Find the number of lines containing the string "this" in the data. Answer with the number by itself.

--------

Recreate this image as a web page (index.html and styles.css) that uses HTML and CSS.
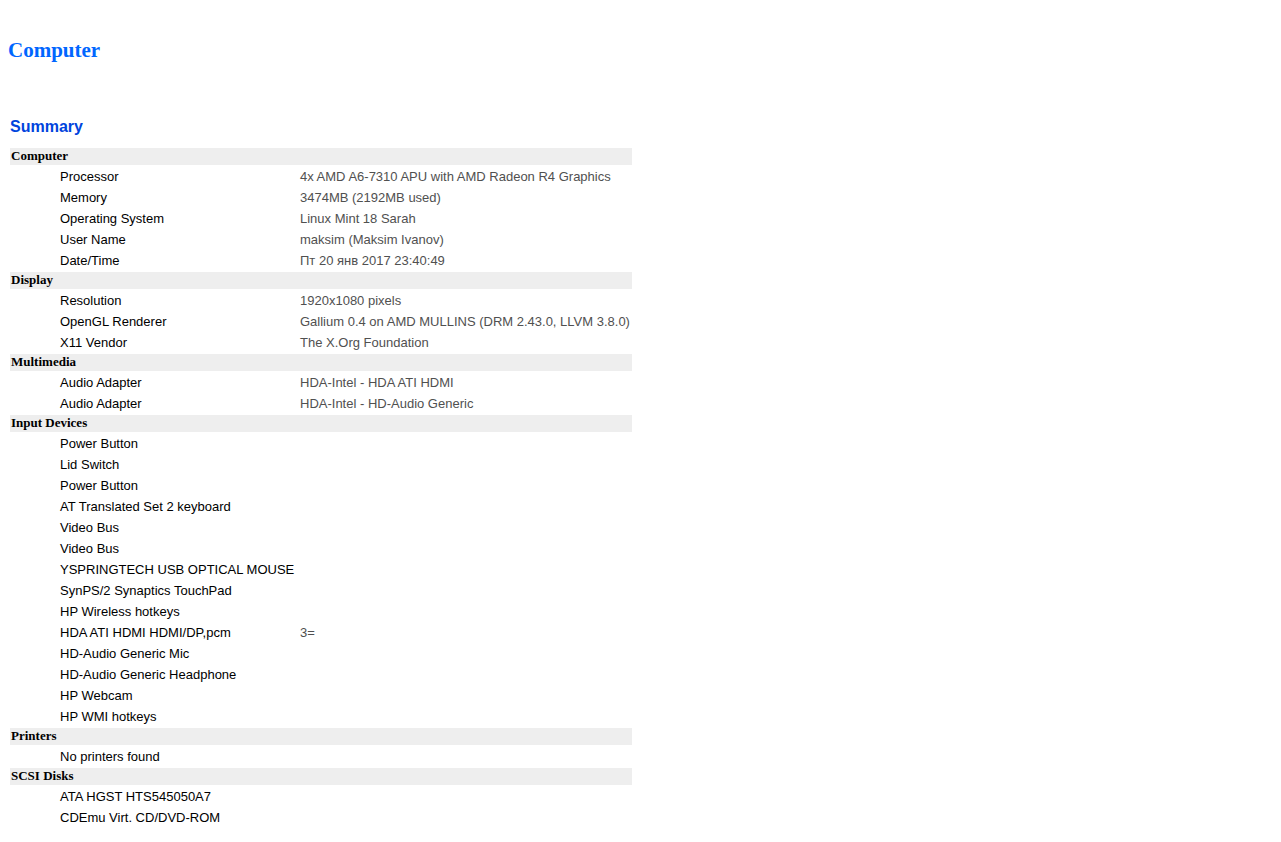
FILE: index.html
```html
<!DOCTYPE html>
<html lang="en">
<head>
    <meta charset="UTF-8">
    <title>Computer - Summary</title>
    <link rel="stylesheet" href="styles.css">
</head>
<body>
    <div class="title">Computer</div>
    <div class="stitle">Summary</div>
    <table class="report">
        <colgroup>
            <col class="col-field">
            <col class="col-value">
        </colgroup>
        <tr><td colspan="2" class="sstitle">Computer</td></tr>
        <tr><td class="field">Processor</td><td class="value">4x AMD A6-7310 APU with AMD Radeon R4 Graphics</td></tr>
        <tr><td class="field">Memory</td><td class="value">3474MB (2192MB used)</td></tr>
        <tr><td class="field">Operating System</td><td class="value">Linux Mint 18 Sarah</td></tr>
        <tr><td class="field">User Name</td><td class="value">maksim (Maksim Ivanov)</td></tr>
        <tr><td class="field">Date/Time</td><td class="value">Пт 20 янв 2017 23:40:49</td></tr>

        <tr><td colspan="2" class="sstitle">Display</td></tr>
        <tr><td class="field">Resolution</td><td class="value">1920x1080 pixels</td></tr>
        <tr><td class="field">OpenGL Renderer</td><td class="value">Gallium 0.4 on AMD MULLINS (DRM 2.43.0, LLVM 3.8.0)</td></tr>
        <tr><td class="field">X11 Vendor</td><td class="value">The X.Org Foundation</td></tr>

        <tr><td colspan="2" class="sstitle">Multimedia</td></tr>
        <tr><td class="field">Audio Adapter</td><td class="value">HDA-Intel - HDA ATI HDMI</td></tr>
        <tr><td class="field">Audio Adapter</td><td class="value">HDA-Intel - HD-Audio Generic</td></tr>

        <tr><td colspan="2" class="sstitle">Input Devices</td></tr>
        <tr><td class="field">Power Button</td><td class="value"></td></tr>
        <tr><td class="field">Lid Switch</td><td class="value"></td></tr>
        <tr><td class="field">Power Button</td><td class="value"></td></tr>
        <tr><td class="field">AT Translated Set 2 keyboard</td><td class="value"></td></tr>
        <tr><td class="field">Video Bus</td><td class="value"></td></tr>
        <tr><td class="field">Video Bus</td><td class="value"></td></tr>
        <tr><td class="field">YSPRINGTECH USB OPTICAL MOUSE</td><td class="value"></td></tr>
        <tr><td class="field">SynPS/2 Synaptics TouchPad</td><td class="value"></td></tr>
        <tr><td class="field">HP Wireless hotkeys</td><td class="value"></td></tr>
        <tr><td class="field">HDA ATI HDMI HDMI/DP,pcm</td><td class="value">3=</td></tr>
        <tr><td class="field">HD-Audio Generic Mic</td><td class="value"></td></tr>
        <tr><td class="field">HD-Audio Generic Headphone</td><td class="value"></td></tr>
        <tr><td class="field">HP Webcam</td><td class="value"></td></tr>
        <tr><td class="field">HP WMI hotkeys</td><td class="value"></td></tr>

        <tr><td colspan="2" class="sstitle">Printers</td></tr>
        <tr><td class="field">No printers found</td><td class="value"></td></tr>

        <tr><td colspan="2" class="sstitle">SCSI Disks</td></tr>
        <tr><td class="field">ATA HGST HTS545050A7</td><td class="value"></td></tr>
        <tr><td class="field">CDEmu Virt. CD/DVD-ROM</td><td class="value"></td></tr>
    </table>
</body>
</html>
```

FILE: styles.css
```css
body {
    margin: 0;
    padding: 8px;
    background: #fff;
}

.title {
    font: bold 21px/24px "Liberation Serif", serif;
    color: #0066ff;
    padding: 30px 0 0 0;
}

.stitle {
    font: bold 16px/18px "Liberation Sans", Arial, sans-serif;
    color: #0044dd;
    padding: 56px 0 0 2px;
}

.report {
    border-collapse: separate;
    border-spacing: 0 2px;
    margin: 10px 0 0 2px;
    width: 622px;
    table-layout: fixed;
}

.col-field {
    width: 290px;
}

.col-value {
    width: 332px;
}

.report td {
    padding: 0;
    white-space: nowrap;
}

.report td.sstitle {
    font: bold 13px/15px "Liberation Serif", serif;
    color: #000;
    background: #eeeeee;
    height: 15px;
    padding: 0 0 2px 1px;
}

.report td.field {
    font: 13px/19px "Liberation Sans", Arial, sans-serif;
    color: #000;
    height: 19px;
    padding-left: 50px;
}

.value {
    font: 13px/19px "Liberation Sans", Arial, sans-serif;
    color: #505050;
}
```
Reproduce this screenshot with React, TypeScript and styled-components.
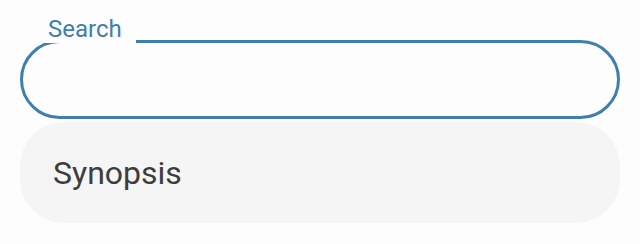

--------

- [Solution]: 2